Aim: Increase market access of the Africa indigenous vegetable to the local, national and international markets through improving their yield and quality and by establishing a robust marketing and marketing incentive system that responds to the smallholder farmer conditions.

Objective: Improved incomes for farmers and private sector marketing institutions.

Method: Develop organic based soil fertility amelioration strategies for improved production. New cultivars that are adapted to the environmental conditions will be assessed and promoted. Strategies that pick the products from the farm gate through the vegetable value chains will be developed.

Country: Kenya.

Dutch policy goals: Increased sustainable agricultural production; More efficient markets; and A better business climate.

Final report

Summary of the results: The highly nutritious African Indigenous Vegetables (AIVs) also have a high capacity to tolerate weather stress and low input (fertilizer and pesticides) that is common among farmers in western Kenya. When consumed frequently, AIVs contributes to good nutrition with adequate supply of vitamins and minerals, a common form of malnutrition that hamper the functioning of various processes inside the body and negatively impact the health and survival of women and children. In spite of the enormous usefulness of these vegetables, their production and contribution to household incomes levels remain well below their potential.
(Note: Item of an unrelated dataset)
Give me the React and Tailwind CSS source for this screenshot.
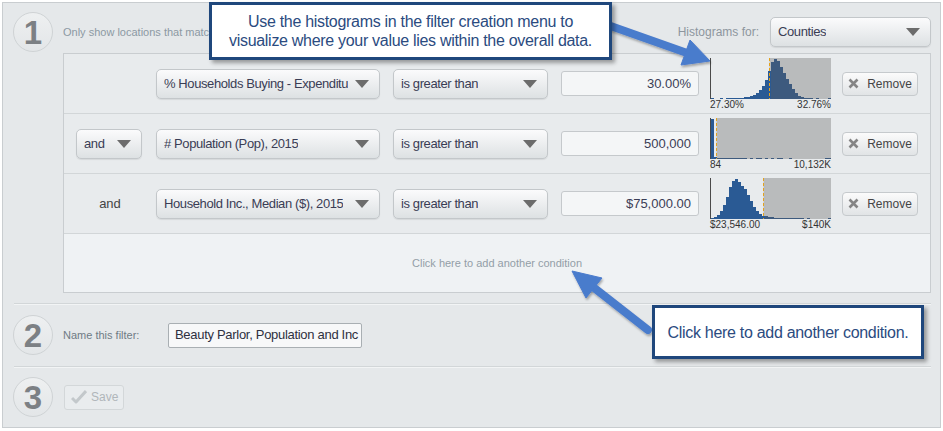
import React from "react";

const FONT = "font-['Liberation_Sans',Arial,sans-serif]";

// histogram bins, 40 bins of 3px each, heights out of 40
const histograms = [
  {
    bins: [1, 0, 0, 1, 0, 1, 1, 1, 1, 1, 1, 2, 2, 3, 4, 6, 9, 13, 19, 28, 37, 40, 38, 32, 26, 20, 15, 10, 6, 3, 2, 1, 1, 1, 0, 1, 0, 0, 0, 1],
    threshold: 59.5,
    min: "27.30%",
    max: "32.76%",
  },
  {
    bins: [40, 2, 1, 1, 1, 1, 1, 1, 1, 1, 1, 1, 0, 1, 0, 1, 1, 0, 1, 0, 1, 0, 1, 1, 0, 0, 1, 0, 0, 0, 0, 0, 0, 0, 0, 0, 0, 0, 1, 1],
    threshold: 6.5,
    min: "84",
    max: "10,132K",
  },
  {
    bins: [1, 2, 4, 8, 14, 22, 32, 38, 40, 37, 33, 30, 24, 18, 12, 8, 5, 3, 3, 2, 2, 1, 1, 1, 1, 1, 1, 1, 1, 1, 1, 0, 1, 0, 0, 0, 0, 0, 0, 1],
    threshold: 53.5,
    min: "$23,546.00",
    max: "$140K",
  },
];

const conditions = [
  { join: null, field: "% Households Buying - Expenditu", value: "30.00%" },
  { join: "select", field: "# Population (Pop), 2015", value: "500,000" },
  { join: "text", field: "Household Inc., Median ($), 2015", value: "$75,000.00" },
];

function Caret() {
  return (
    <svg width="14" height="8" viewBox="0 0 14 8" className="shrink-0">
      <polygon points="0,0 14,0 7,8" fill="#6c6c6c" />
    </svg>
  );
}

function Select({ label, className = "" }) {
  return (
    <div
      className={`flex items-center justify-between gap-[4px] h-[30px] rounded-[5px] border border-[#c3c7ca] bg-linear-to-b from-[#fbfbfc] to-[#dde1e3] shadow-[0_1px_1px_rgba(0,0,0,0.08)] pl-[7px] pr-[10px] text-[13px] tracking-[-0.4px] text-[#3a3d55] ${className}`}
    >
      <span className="overflow-hidden whitespace-nowrap">{label}</span>
      <Caret />
    </div>
  );
}

function Step({ n }) {
  return (
    <div className="w-[40px] h-[40px] rounded-full border border-[#cfd3d5] bg-linear-to-b from-[#eef0f1] to-[#e3e6e8] flex items-center justify-center text-[33px] leading-none font-bold text-[#7c8084]">
      {n}
    </div>
  );
}

function Histogram({ bins, threshold, min, max }) {
  return (
    <div className="w-[121px] shrink-0">
      <svg width="121" height="41" viewBox="0 0 121 41" className="block">
        <rect x={threshold} y="0" width={121 - threshold} height="41" fill="#b9bbbc" />
        {bins.map((h, i) => {
          const x = 1 + i * 3;
          return (
            <rect
              key={i}
              x={x}
              y={41 - h}
              width="3"
              height={h}
              fill={x + 1.5 > threshold ? "#3d5a7e" : "#2a5a94"}
            />
          );
        })}
        <line x1={threshold} y1="0" x2={threshold} y2="41" stroke="#e3a21f" strokeWidth="1" strokeDasharray="3 2" />
        <line x1="0.5" y1="0" x2="0.5" y2="41" stroke="#4a4a4a" strokeWidth="1" />
      </svg>
      <div className="flex justify-between text-[10px] leading-[11px] text-[#333]">
        <span>{min}</span>
        <span>{max}</span>
      </div>
    </div>
  );
}

function RemoveButton() {
  return (
    <button className="flex items-center justify-center gap-[8px] w-[76px] h-[24px] shrink-0 rounded-[4px] border border-[#c6cacd] bg-linear-to-b from-[#fbfbfb] to-[#e1e4e6] text-[12px] text-[#444]">
      <svg width="11" height="11" viewBox="0 0 11 11">
        <path d="M1.5 1.5 L9.5 9.5 M9.5 1.5 L1.5 9.5" stroke="#858585" strokeWidth="2.6" />
      </svg>
      Remove
    </button>
  );
}

function ConditionRow({ cond, hist }) {
  return (
    <div className="flex items-center h-[60px] border-b border-[#d2d6d8] bg-[#e8ebed]">
      {/* join column */}
      <div className="w-[92px] shrink-0 flex items-center">
        {cond.join === "select" && <Select label="and" className="ml-[12px] w-[66px]" />}
        {cond.join === "text" && (
          <span className="w-full text-center text-[13px] text-[#444]">and</span>
        )}
      </div>
      <Select label={cond.field} className="w-[224px] shrink-0" />
      <Select label="is greater than" className="w-[155px] shrink-0 ml-[13px]" />
      <div className="ml-[13px] w-[138px] h-[25px] shrink-0 rounded-[3px] border border-[#c5c9cc] bg-[#f4f6f7] flex items-center justify-end pr-[7px] text-[13px] text-[#3a3d55]">
        {cond.value}
      </div>
      <div className="ml-[11px]">
        <Histogram {...hist} />
      </div>
      <div className="ml-[11px]">
        <RemoveButton />
      </div>
    </div>
  );
}

function Separator() {
  return (
    <div className="ml-[11px] mr-[9px]">
      <div className="h-px bg-[#d2d6d8]" />
      <div className="h-px bg-[#f2f4f5]" />
    </div>
  );
}

function Arrows() {
  return (
    <svg
      width="943"
      height="431"
      viewBox="0 0 943 431"
      className="absolute top-0 left-0 pointer-events-none"
    >
      <defs>
        <filter id="arrowShadow" x="-20%" y="-20%" width="140%" height="140%">
          <feDropShadow dx="1" dy="2" stdDeviation="1.2" floodColor="#000" floodOpacity="0.3" />
        </filter>
      </defs>
      <g fill="#4a7bcc" stroke="#4a7bcc" filter="url(#arrowShadow)">
        <line x1="605" y1="24" x2="687" y2="53" strokeWidth="8" strokeLinecap="round" />
        <polygon points="710,61 681,65 690,40" strokeWidth="1" strokeLinejoin="round" />
        <line x1="648" y1="330" x2="593" y2="287" strokeWidth="8" strokeLinecap="round" />
        <polygon points="572,271 602,278 586,298" strokeWidth="1" strokeLinejoin="round" />
      </g>
    </svg>
  );
}

function Callout({ className, children }) {
  return (
    <div
      className={`absolute flex items-center justify-center text-center bg-white border-[3px] border-[#1f477c] shadow-[3px_3px_4px_rgba(0,0,0,0.35)] text-[16px] leading-[19px] tracking-[-0.3px] text-[#2b4b80] ${className}`}
    >
      {children}
    </div>
  );
}

export default function App() {
  return (
    <div className={`relative w-[943px] h-[431px] bg-white p-[2px] overflow-hidden ${FONT}`}>
      <div className="w-[939px] h-[426px] border border-[#c9cdd0] bg-[#e5e8ea]">
        {/* Step 1: conditions */}
        <div className="flex pb-[10px]">
          <div className="w-[60px] shrink-0 pl-[10px] pt-[9px]">
            <Step n="1" />
          </div>
          <div className="flex-1 pt-[14px] pr-[9px]">
            <div className="flex items-center justify-between h-[30px]">
              {/* the callout covers the rest of this line */}
              <span className="w-[146px] overflow-hidden whitespace-nowrap text-[11px] text-[#8c99a3]">
                Only show locations that matc
              </span>
              <div className="flex items-center">
                <span className="text-[12px] text-[#8d969e] mr-[11px]">Histograms for:</span>
                <Select label="Counties" className="w-[161px]" />
              </div>
            </div>
            <div className="mt-[6px] border border-[#c9cdd0]">
              {conditions.map((cond, i) => (
                <ConditionRow key={i} cond={cond} hist={histograms[i]} />
              ))}
              <div className="h-[58px] bg-[#eff2f4] flex items-center justify-center text-[11px] text-[#939ea7]">
                Click here to add another condition
              </div>
            </div>
          </div>
        </div>

        <Separator />

        {/* Step 2: name */}
        <div className="flex pt-[10px] pb-[11px]">
          <div className="w-[60px] shrink-0 pl-[10px]">
            <Step n="2" />
          </div>
          <div className="flex items-center h-[40px]">
            <span className="w-[105px] text-[11px] text-[#6f7b85]">Name this filter:</span>
            <div className="w-[194px] h-[25px] rounded-[2px] border border-[#a9afb3] bg-[#f7f8f9] pl-[6px] flex items-center overflow-hidden whitespace-nowrap text-[13px] tracking-[-0.3px] text-[#2e3040]">
              Beauty Parlor, Population and Inc
            </div>
          </div>
        </div>

        <Separator />

        {/* Step 3: save */}
        <div className="flex pt-[9px]">
          <div className="w-[60px] shrink-0 pl-[10px]">
            <Step n="3" />
          </div>
          <div className="flex items-center h-[40px] pl-[1px]">
            <button className="flex items-center gap-[4px] w-[60px] h-[25px] pl-[6px] rounded-[3px] border border-[#d3d7d9] bg-[#e9ecee] text-[12px] text-[#b0b6ba]">
              <svg width="16" height="14" viewBox="0 0 16 14">
                <path d="M1 8 L5 12 L15 1" fill="none" stroke="#c3c8cb" strokeWidth="3" strokeLinejoin="round" />
              </svg>
              Save
            </button>
          </div>
        </div>
      </div>

      <Arrows />

      <Callout className="left-[209px] top-[2px] w-[403px] h-[58px]">
        Use the histograms in the filter creation menu to
        <br />
        visualize where your value lies within the overall data.
      </Callout>
      <Callout className="left-[652px] top-[305px] w-[272px] h-[54px]">
        Click here to add another condition.
      </Callout>
    </div>
  );
}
This project seeks to establish a robust AIV value chain and incentive system that responds to the smallholder farmer conditions to increase production and market access of AIVs. The Project is developed to exploit the comparative advantage resulting from the experience of the household in western Kenya in AIV production, presence of diverse germplasm and existence of local demand for IVs. The project will develop integrated soil fertility management (ISFM) technologies to stimulate increase in production and develop AIV seed for improving produce quality, an essential requirement for market access. Efficient production and marketing systems will provide incentives for small-scale producers to invest in production of demand driven AIVs and AIV products and enable farmers’ access and respond to the dynamic market needs. The project outputs will lead to increase in household incomes and improvement of nutrition and food security in the Project area and urban markets in Kenya.